The Hidden Risks of Private Markets: What Every New Investor Needs to Know
- robert25755
- Dec 19, 2025
- 3 min read

For years, private markets have been promoted as a safer, smarter alternative to public investing. Investors were drawn by promises of less volatility, skilled managers, and access to exclusive opportunities. Yet recently, some investors faced a harsh reality: their $1 investment in private funds was suddenly worth about 60 cents. This sharp drop is not a hypothetical scenario but a real event unfolding in private funds, as reported by the Wall Street Journal.
Understanding the hidden risks of private markets can shape better investment decisions and avoid costly surprises.
The Illusion of Stability in Private Markets
Private investments do not trade on public exchanges. Without daily price updates, investors often feel safer, believing their money is shielded from market swings. But this sense of security can be misleading. The risk in private markets often hides beneath the surface, only becoming visible later.
During the years of booming markets and near-zero interest rates, private funds raised large amounts of capital. They paid high prices for assets, assuming continued growth. Borrowing was cheap, and exits from investments seemed certain. This environment encouraged optimism.
Then conditions shifted:
Interest rates rose, making borrowing more expensive.
Public market valuations dropped.
Opportunities to exit investments slowed or disappeared.
Only after these changes did private funds start marking down the value of their assets, sometimes by large amounts. This delay in recognizing losses can make private market investments feel more stable than they really are.
Why Losses Can Be Larger in Private Funds
Private investing is not inherently bad, but it works differently from public markets. The recent losses reveal several important truths:
Valuation Matters When You Can’t Sell
If you pay too much for an asset and cannot sell it quickly, waiting does not solve the problem. Unlike public stocks, private assets lack a daily market price. Their value depends on periodic appraisals, which can lag behind real market conditions. This means losses may only appear on paper months after they actually occur.

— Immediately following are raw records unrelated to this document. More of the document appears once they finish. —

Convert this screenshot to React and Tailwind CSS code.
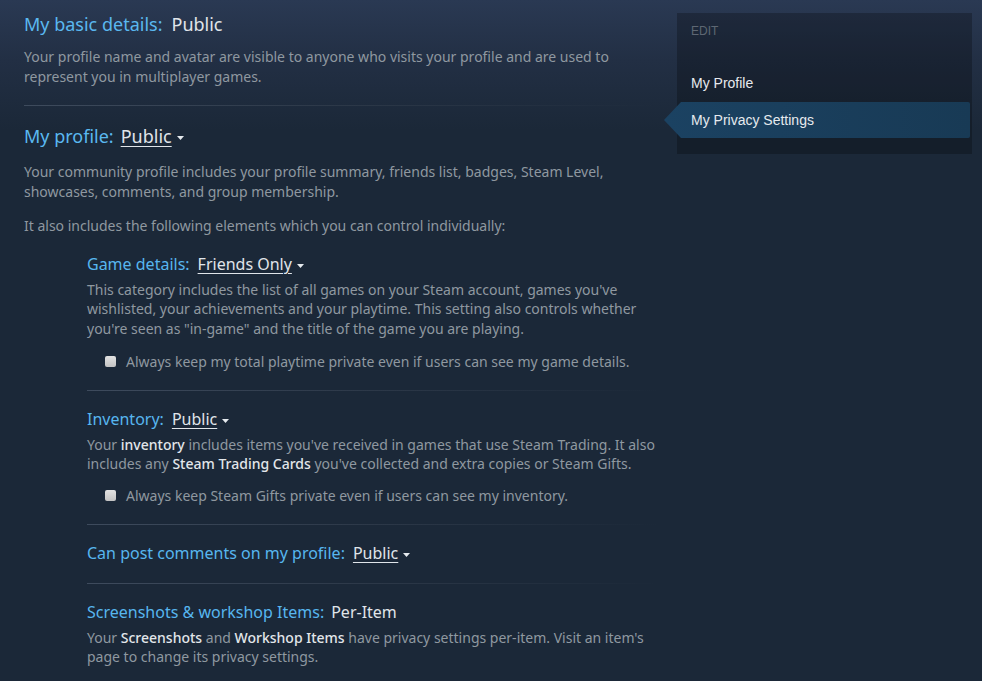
const Caret = () => (
  <svg width="7" height="4" viewBox="0 0 7 4" className="ml-[5px] mt-[4px] inline-block">
    <path d="M0 0 L7 0 L3.5 4 Z" fill="#e6ebef" />
  </svg>
);

const Divider = () => (
  <div className="h-px w-full bg-[linear-gradient(to_right,#3e4b5d_0%,#2c3848_50%,transparent_100%)]" />
);

const Hl = ({ children }) => <span className="font-medium text-[#e2e6ea]">{children}</span>;

const Checkbox = ({ label }) => (
  <label className="flex items-center pl-[18px] leading-[20px] text-[14px] text-[#8f98a0]">
    <span className="w-[11px] h-[11px] rounded-[2px] bg-[linear-gradient(180deg,#e2e2e2,#c3c3c3)] mr-[10px] shrink-0" />
    {label}
  </label>
);

const SubTitle = ({ label, value, dropdown }) => (
  <div className="flex items-center leading-[22px] text-[16px]">
    <span className="text-[#57b6ef]">{label}</span>
    {dropdown ? (
      <>
        <span className="ml-[8px] text-[#e0e5ea] underline underline-offset-[3px] decoration-1">{value}</span>
        <Caret />
      </>
    ) : (
      <span className="ml-[7px] text-[#e0e5ea]">{value}</span>
    )}
  </div>
);

export default function App() {
  return (
    <div
      className="min-h-screen w-full bg-[#1b2838] bg-[linear-gradient(180deg,#2a3953_0px,#222f44_60px,#1b2838_130px)]"
      style={{ fontFamily: "'Noto Sans', 'Open Sans', sans-serif" }}
    >
      <div className="flex">
        {/* ── Main settings column ── */}
        <div className="w-[660px] pl-[24px] pt-[12px] text-[14px] leading-[19.6px] text-[#8f98a0]">
          <div className="flex items-center leading-[24px] text-[18px]">
            <span className="text-[#5ab8f0]">My basic details:</span>
            <span className="ml-[9px] text-[#e0e5ea]">Public</span>
          </div>
          <p className="mt-[11px] leading-[20px]">
            Your profile name and avatar are visible to anyone who visits your profile and are used to
            represent you in multiplayer games.
          </p>
          <div className="mt-[18px]">
            <Divider />
          </div>

          <div className="mt-[18px] flex items-center leading-[24px] text-[18px]">
            <span className="text-[#5ab8f0]">My profile:</span>
            <span className="ml-[7px] text-[#e0e5ea] underline underline-offset-[3px] decoration-1">Public</span>
            <Caret />
          </div>
          <p className="mt-[14px]">
            Your community profile includes your profile summary, friends list, badges, Steam Level,
            showcases, comments, and group membership.
          </p>
          <p className="mt-[15px]">It also includes the following elements which you can control individually:</p>

          <div className="ml-[63px] mt-[17px]">
            <SubTitle label="Game details:" value="Friends Only" dropdown />
            <p className="mt-[5px]">
              This category includes the list of all games on your Steam account, games you've
              wishlisted, your achievements and your playtime. This setting also controls whether
              you're seen as "in-game" and the title of the game you are playing.
            </p>
            <div className="mt-[13px]">
              <Checkbox label="Always keep my total playtime private even if users can see my game details." />
            </div>
            <div className="mt-[18px]">
              <Divider />
            </div>

            <div className="mt-[17px]">
              <SubTitle label="Inventory:" value="Public" dropdown />
            </div>
            <p className="mt-[5px]">
              Your <Hl>inventory</Hl> includes items you've received in games that use Steam Trading. It also
              includes any <Hl>Steam Trading Cards</Hl> you've collected and extra copies or Steam Gifts.
            </p>
            <div className="mt-[12px]">
              <Checkbox label="Always keep Steam Gifts private even if users can see my inventory." />
            </div>
            <div className="mt-[18px]">
              <Divider />
            </div>

            <div className="mt-[17px]">
              <SubTitle label="Can post comments on my profile:" value="Public" dropdown />
            </div>
            <div className="mt-[19px]">
              <Divider />
            </div>

            <div className="mt-[17px]">
              <SubTitle label="Screenshots & workshop Items:" value="Per-Item" />
            </div>
            <p className="mt-[5px] pb-[20px]">
              Your <Hl>Screenshots</Hl> and <Hl>Workshop Items</Hl> have privacy settings per-item. Visit an item's
              page to change its privacy settings.
            </p>
          </div>
        </div>

        {/* ── Right side nav ── */}
        <div
          className="ml-[17px] mt-[13px] w-[295px] self-start bg-black/25 pt-[10px] pb-[16px]"
          style={{ fontFamily: "'Liberation Sans', Arial, sans-serif" }}
        >
          <div className="pl-[14px] text-[12px] leading-[16px] text-[#5e6773]">EDIT</div>
          <div className="mt-[26px] pl-[14px] h-[36px] flex items-center text-[14px] text-[#e6eaee]">My Profile</div>
          <div className="mt-px -ml-[13px] mr-[2px] h-[36px] flex items-center pl-[27px] text-[14px] text-[#e6eaee] rounded-r-[2px] bg-[linear-gradient(90deg,#1b4262,#183a55)] [clip-path:polygon(17px_0,100%_0,100%_100%,17px_100%,0_50%)]">
            My Privacy Settings
          </div>
        </div>
      </div>
    </div>
  );
}
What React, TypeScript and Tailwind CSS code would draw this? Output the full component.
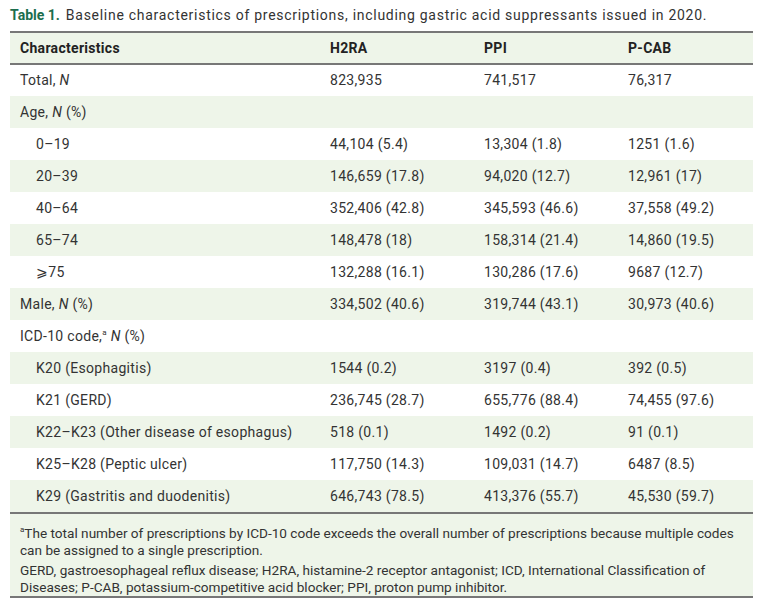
import React from 'react';

type Row = {
  label: React.ReactNode;
  indent?: boolean;
  h2ra?: string;
  ppi?: string;
  pcab?: string;
};

const N = () => <i>N</i>;

const rows: Row[] = [
  { label: <>Total, <N /></>, h2ra: '823,935', ppi: '741,517', pcab: '76,317' },
  { label: <>Age, <N /> (%)</> },
  { label: '0–19', indent: true, h2ra: '44,104 (5.4)', ppi: '13,304 (1.8)', pcab: '1251 (1.6)' },
  { label: '20–39', indent: true, h2ra: '146,659 (17.8)', ppi: '94,020 (12.7)', pcab: '12,961 (17)' },
  { label: '40–64', indent: true, h2ra: '352,406 (42.8)', ppi: '345,593 (46.6)', pcab: '37,558 (49.2)' },
  { label: '65–74', indent: true, h2ra: '148,478 (18)', ppi: '158,314 (21.4)', pcab: '14,860 (19.5)' },
  { label: '⩾75', indent: true, h2ra: '132,288 (16.1)', ppi: '130,286 (17.6)', pcab: '9687 (12.7)' },
  { label: <>Male, <N /> (%)</>, h2ra: '334,502 (40.6)', ppi: '319,744 (43.1)', pcab: '30,973 (40.6)' },
  { label: <>ICD-10 code,<span className="text-[8px] align-super leading-none">a</span> <N /> (%)</> },
  { label: 'K20 (Esophagitis)', indent: true, h2ra: '1544 (0.2)', ppi: '3197 (0.4)', pcab: '392 (0.5)' },
  { label: 'K21 (GERD)', indent: true, h2ra: '236,745 (28.7)', ppi: '655,776 (88.4)', pcab: '74,455 (97.6)' },
  { label: 'K22–K23 (Other disease of esophagus)', indent: true, h2ra: '518 (0.1)', ppi: '1492 (0.2)', pcab: '91 (0.1)' },
  { label: 'K25–K28 (Peptic ulcer)', indent: true, h2ra: '117,750 (14.3)', ppi: '109,031 (14.7)', pcab: '6487 (8.5)' },
  { label: 'K29 (Gastritis and duodenitis)', indent: true, h2ra: '646,743 (78.5)', ppi: '413,376 (55.7)', pcab: '45,530 (59.7)' },
];

export default function App() {
  return (
    <div className="w-[764px] h-[606px] bg-white px-[10px] pt-[6px] text-[#333] font-['Roboto',sans-serif]">
      <p className="text-[14px] leading-[18px] h-[25px] whitespace-nowrap">
        <span className="font-bold text-[#1b6e4e]">Table 1.</span>
        <span className="ml-[6px] tracking-[0.72px]">Baseline characteristics of prescriptions, including gastric acid suppressants issued in 2020.</span>
      </p>
      <table className="w-[743px] border-collapse text-[14px] tracking-[0.3px] table-fixed">
        <colgroup>
          <col className="w-[310px]" />
          <col className="w-[154px]" />
          <col className="w-[144px]" />
          <col className="w-[135px]" />
        </colgroup>
        <thead>
          <tr className="bg-[#eef5e9] border-y-2 border-[#777] h-[32px] font-bold text-[#222]">
            <th className="text-left pl-[10px]">Characteristics</th>
            <th className="text-left pl-[10px]">H2RA</th>
            <th className="text-left pl-[10px]">PPI</th>
            <th className="text-left pl-[10px]">P-CAB</th>
          </tr>
        </thead>
        <tbody>
          {rows.map((r, i) => (
            <tr key={i} className={`h-[32px] ${i % 2 === 1 ? 'bg-[#eef5e9]' : 'bg-white'}`}>
              <td className={r.indent ? 'pl-[26px]' : 'pl-[10px]'}>{r.label}</td>
              <td className="pl-[10px]">{r.h2ra}</td>
              <td className="pl-[10px]">{r.ppi}</td>
              <td className="pl-[10px]">{r.pcab}</td>
            </tr>
          ))}
        </tbody>
      </table>
      <div className="w-[743px] bg-[#eef5e9] border-y-2 border-[#777] pl-[10px] pr-[10px] pt-[11px] pb-[1px] text-[13.6px] leading-[16.5px]">
        <p className="mb-[4px]">
          <span className="text-[8px] align-super leading-none">a</span>The total number of prescriptions by ICD-10 code exceeds the overall number of prescriptions because multiple codes can be assigned to a single prescription.
        </p>
        <p>
          GERD, gastroesophageal reflux disease; H2RA, histamine-2 receptor antagonist; ICD, International Classification of Diseases; P-CAB, potassium-competitive acid blocker; PPI, proton pump inhibitor.
        </p>
      </div>
    </div>
  );
}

Debt Can Amplify Gains and Losses
Private funds often use borrowed money to increase returns. This can boost profits when investments do well. But when markets turn, debt accelerates losses, making declines steeper and more painful.
Liquidity Is a Risk, Not a Benefit
Private investments usually come with lockup periods, meaning investors cannot withdraw their money for years. This lack of liquidity forces investors to stay committed even when market conditions worsen. It removes the option to cut losses early.
Transparency Comes Late
Private funds report their valuations less frequently. By the time investors see losses on their statements, the decline may have happened months earlier. This lag makes it harder to respond quickly to changing market conditions.
What Students Should Learn From This
This story is not a warning to avoid private markets altogether. Instead, it highlights the importance of understanding how these investments work.
Students and new investors should:
Recognize that private markets carry risks that differ from public markets.
Understand that valuations in private funds are estimates, not real-time prices.
Be aware that borrowing can increase both profits and losses.
Know that liquidity constraints mean money may be tied up for years.
Expect delays in transparency and reporting.
Practical Tips for Early Investors
If you are considering private market investments, keep these points in mind:
Do your homework. Learn how the fund values its assets and how often it reports.
Ask about fees and costs. Private funds often charge higher fees that can eat into returns.
Consider your time horizon. Be prepared to lock up your money for several years.
Diversify your portfolio. Don’t put all your money into private funds; balance with public investments.
Stay informed. Follow market trends and understand how changes in interest rates or public markets might affect private assets.
*This content is for educational purposes only and does not constitute investment advice. All investments involve significant risk, including loss of capital and illiquidity. Always consult qualified financial and legal professionals before making investment decisions.